Set the rules of engagement before conflict starts
Write down, in the partner agreement, exactly which accounts or segments the manufacturer serves direct and which belong to the channel, and how any disputed account gets resolved. Rules of engagement written before a conflict are a partnership tool. Rules invented during a conflict are a fight. Define the direct-account list, the deal-registration process, and the escalation path in advance, and both sides can trust the model. A formal channel partner program is usually where these rules live and stay current.
How do you measure distribution strategy performance?
Measure distribution strategy on four things: the margin each channel actually delivers after cost to serve, how much of your revenue sits with any single partner, how much of your end-customer base you can see, and whether real end-user demand is growing. Most manufacturers track only the first crudely and ignore the rest, which is how a channel problem stays invisible until it becomes a revenue problem. These numbers also feed your broader channel sales strategy, since you cannot set targets for a channel you cannot measure.
Here are the metrics worth putting on a quarterly dashboard, with a plain definition for each:
- Channel gross margin after cost to serve: the true profitability of each channel once you subtract the fully loaded cost of supporting it. Tells you whether a channel is actually earning its discount.
- Revenue concentration: the share of total revenue running through your single largest partner. A number above roughly a third is a standing risk worth a mitigation plan.
- End-customer visibility: the share of your end users you can actually name and reach. Low visibility means low control and high fragility.
- Sell-through growth: the growth in what distributors sell to end users, separate from what they buy from you. The truest read on whether real demand is rising.
- Relationship ownership ratio: the share of your top accounts where your own team owns the primary relationship. The number that predicts how much of your value survives a partner change.
Review these as a set. A channel with strong sell-in and flat sell-through is building a cliff. A channel with high margin and near-zero end-customer visibility is profitable and fragile at the same time. The dashboard exists to surface those contradictions early enough to act on them.
What are the most common distribution strategy mistakes?
The most common mistake is treating distribution as a fixed inheritance, something you set once and never reopen. The others follow from that same passivity. Watch for these:
- Running an inherited model unexamined. The channel that fit the company at 20 million in revenue rarely fits it at 80 million or across new geographies. Put the model on a set review schedule, every year or two, so a crisis is never what forces the conversation.

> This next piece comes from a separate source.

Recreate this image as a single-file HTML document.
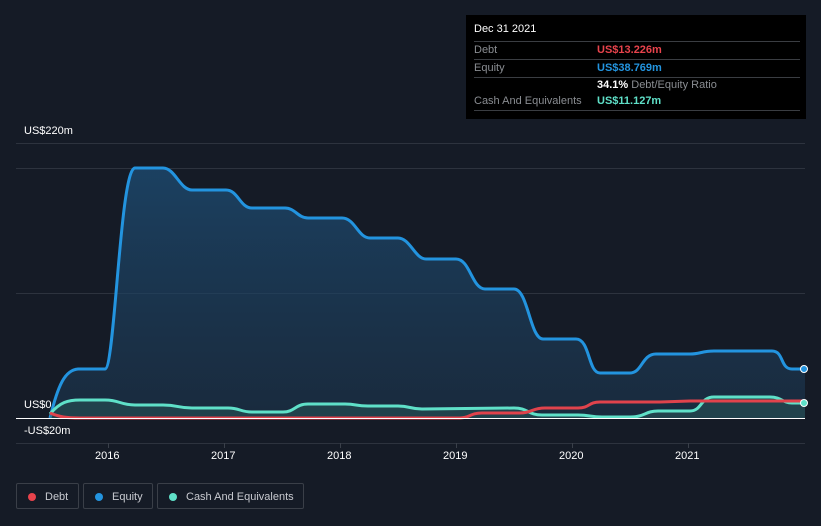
<!DOCTYPE html>
<html><head><style>
body{margin:0;background:#151b26;width:821px;height:526px;overflow:hidden;font-family:"Liberation Sans",sans-serif;position:relative}
.t{position:absolute;font-size:11px;color:#fff}
.tip{position:absolute;left:466px;top:15px;width:340px;height:104px;background:#000}
.row{position:absolute;left:8px;width:326px;border-bottom:1px solid #3a3d42;font-size:11px;color:#8a8d92;height:17px;line-height:17px}
.row b{font-weight:bold;position:absolute;left:123px}
.leg{position:absolute;top:483px;height:26px;border:1px solid #3a3f48;border-radius:2px;font-size:11px;color:#c8cad0;line-height:26px;box-sizing:border-box}
.leg i{position:absolute;left:11px;top:9px;width:8px;height:8px;border-radius:50%}
</style></head><body>
<svg width="821" height="526" style="position:absolute;left:0;top:0">
<g stroke="#2d333e" stroke-width="1"><line x1="16" y1="143.5" x2="805" y2="143.5"/><line x1="16" y1="168.5" x2="805" y2="168.5"/><line x1="16" y1="293.5" x2="805" y2="293.5"/><line x1="16" y1="443.5" x2="805" y2="443.5"/></g>
<g stroke="#3a404a"><line x1="108.5" y1="443" x2="108.5" y2="448"/><line x1="224.5" y1="443" x2="224.5" y2="448"/><line x1="340.5" y1="443" x2="340.5" y2="448"/><line x1="456.5" y1="443" x2="456.5" y2="448"/><line x1="572.5" y1="443" x2="572.5" y2="448"/><line x1="688.5" y1="443" x2="688.5" y2="448"/></g>
<defs><linearGradient id="g" x1="0" y1="0" x2="0" y2="1"><stop offset="0" stop-color="#1d4a70" stop-opacity=".8"/><stop offset="1" stop-color="#1d3a55" stop-opacity=".5"/></linearGradient></defs>
<path d="M50 418 C58 385 65 370 78 369 L105 369 C115 369 120 168 135 168 L163 168 C175 168 180 190 192 190 L226 190 C238 190 240 208 252 208 L285 208 C295 208 298 218 308 218 L342 218 C355 218 358 238 370 238 L398 238 C410 238 415 259 426 259 L456 259 C470 259 472 289 485 289 L514 289 C528 289 530 339 543 339 L576 339 C590 339 588 373 600 373 L630 373 C642 373 642 354 656 354 L690 354 C700 354 702 351 714 351 L772 351 C784 351 780 369 792 369 L805 369 L805 418 Z" fill="url(#g)"/>
<path d="M50 418 C58 385 65 370 78 369 L105 369 C115 369 120 168 135 168 L163 168 C175 168 180 190 192 190 L226 190 C238 190 240 208 252 208 L285 208 C295 208 298 218 308 218 L342 218 C355 218 358 238 370 238 L398 238 C410 238 415 259 426 259 L456 259 C470 259 472 289 485 289 L514 289 C528 289 530 339 543 339 L576 339 C590 339 588 373 600 373 L630 373 C642 373 642 354 656 354 L690 354 C700 354 702 351 714 351 L772 351 C784 351 780 369 792 369 L805 369" fill="none" stroke="#2394df" stroke-width="3"/>
<path d="M50 414 C60 402 68 400 80 400 L105 400 C120 400 120 405 135 405 L163 405 C178 405 178 408 192 408 L228 408 C240 408 240 412 252 412 L283 412 C295 412 295 404 308 404 L345 404 C357 404 355 406 368 406 L398 406 C410 406 410 409 422 409 L514 408 C528 408 528 415 542 415 L578 415 C590 415 590 417 602 417 L630 417 C645 417 645 411 658 411 L690 411 C702 411 700 397 714 397 L770 397 C782 397 782 403 792 403 L805 403 L805 418 L50 418 Z" fill="#2a5a5a" fill-opacity=".5"/>
<path d="M50 414 C60 402 68 400 80 400 L105 400 C120 400 120 405 135 405 L163 405 C178 405 178 408 192 408 L228 408 C240 408 240 412 252 412 L283 412 C295 412 295 404 308 404 L345 404 C357 404 355 406 368 406 L398 406 C410 406 410 409 422 409 L514 408 C528 408 528 415 542 415 L578 415 C590 415 590 417 602 417 L630 417 C645 417 645 411 658 411 L690 411 C702 411 700 397 714 397 L770 397 C782 397 782 403 792 403 L805 403" fill="none" stroke="#5fe0c8" stroke-width="3"/>
<path d="M50 413 C60 417 66 418 80 418 L460 418 C470 418 470 413 482 413 L520 413 C532 413 532 408 545 408 L578 408 C590 408 588 402 600 402 L660 402 L690 401 L805 401" fill="none" stroke="#e0434c" stroke-width="3"/>
<line x1="16" y1="418.5" x2="805" y2="418.5" stroke="#fff" stroke-width="1"/>
<circle cx="804" cy="369" r="3.5" fill="#2394df" stroke="#fff"/>
<circle cx="804" cy="403" r="3.5" fill="#5fe0c8" stroke="#fff"/>
</svg>
<div class="t" style="left:24px;top:125px">US$220m</div>
<div class="t" style="left:24px;top:399px">US$0</div>
<div class="t" style="left:24px;top:425px">-US$20m</div>
<div class="t" style="left:95px;top:450px">2016</div>
<div class="t" style="left:211px;top:450px">2017</div>
<div class="t" style="left:327px;top:450px">2018</div>
<div class="t" style="left:443px;top:450px">2019</div>
<div class="t" style="left:559px;top:450px">2020</div>
<div class="t" style="left:675px;top:450px">2021</div>
<div class="tip">
<div style="position:absolute;left:8px;top:8px;font-size:11px;color:#fff">Dec 31 2021</div>
<div style="position:absolute;left:8px;top:26px;width:326px;border-top:1px solid #3a3d42"></div>
<div class="row" style="top:27px">Debt<b style="color:#e8434c">US$13.226m</b></div>
<div class="row" style="top:45px">Equity<b style="color:#2394df">US$38.769m</b></div>
<div class="row" style="top:62px;border:none"><b style="color:#fff;font-weight:bold">34.1% <span style="color:#8a8d92;font-weight:normal">Debt/Equity Ratio</span></b></div>
<div class="row" style="top:78px">Cash And Equivalents<b style="color:#5fe0c8">US$11.127m</b></div>
</div>
<div class="leg" style="left:16px;width:63px"><i style="background:#e8434c"></i><span style="position:absolute;left:28px">Debt</span></div>
<div class="leg" style="left:83px;width:70px"><i style="background:#2394df"></i><span style="position:absolute;left:28px">Equity</span></div>
<div class="leg" style="left:157px;width:147px"><i style="background:#5fe0c8"></i><span style="position:absolute;left:28px">Cash And Equivalents</span></div>
</body></html>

- Trading margin for reach without measuring the reach. Distributor discounts are only worth it if the partner delivers coverage, service, or demand you could not. Hold the channel accountable for what its margin is supposed to buy.
- Letting one partner concentrate the revenue. Comfort with a single strong distributor is how a company ends up with its fate in someone else’s hands. Build a second path before you need one.

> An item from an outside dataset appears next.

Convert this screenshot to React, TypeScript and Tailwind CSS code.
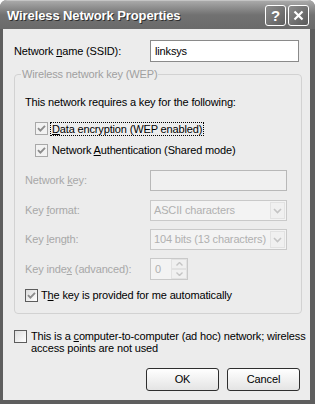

- Going direct on price and undercutting your own channel. The fastest way to destroy a hybrid model is to compete with your partners on the accounts you handed them. Set and hold the rules of engagement.
- Skipping the paperwork. An undocumented distribution strategy is just a set of habits waiting to be disputed. Write the plan down and keep it current.
Avoiding these comes back to one habit: choosing the model on purpose, writing it down, and reviewing it as the market moves. Growth through the channel comes from clarity about who you serve directly, who you serve through partners, and why.
The manufacturers that grow channel revenue on purpose share one trait. They know exactly which relationships they own, which they have delegated, and what it would cost them if a partner walked away tomorrow. That knowledge is what turns distribution from a thing that happened to you into a lever you control.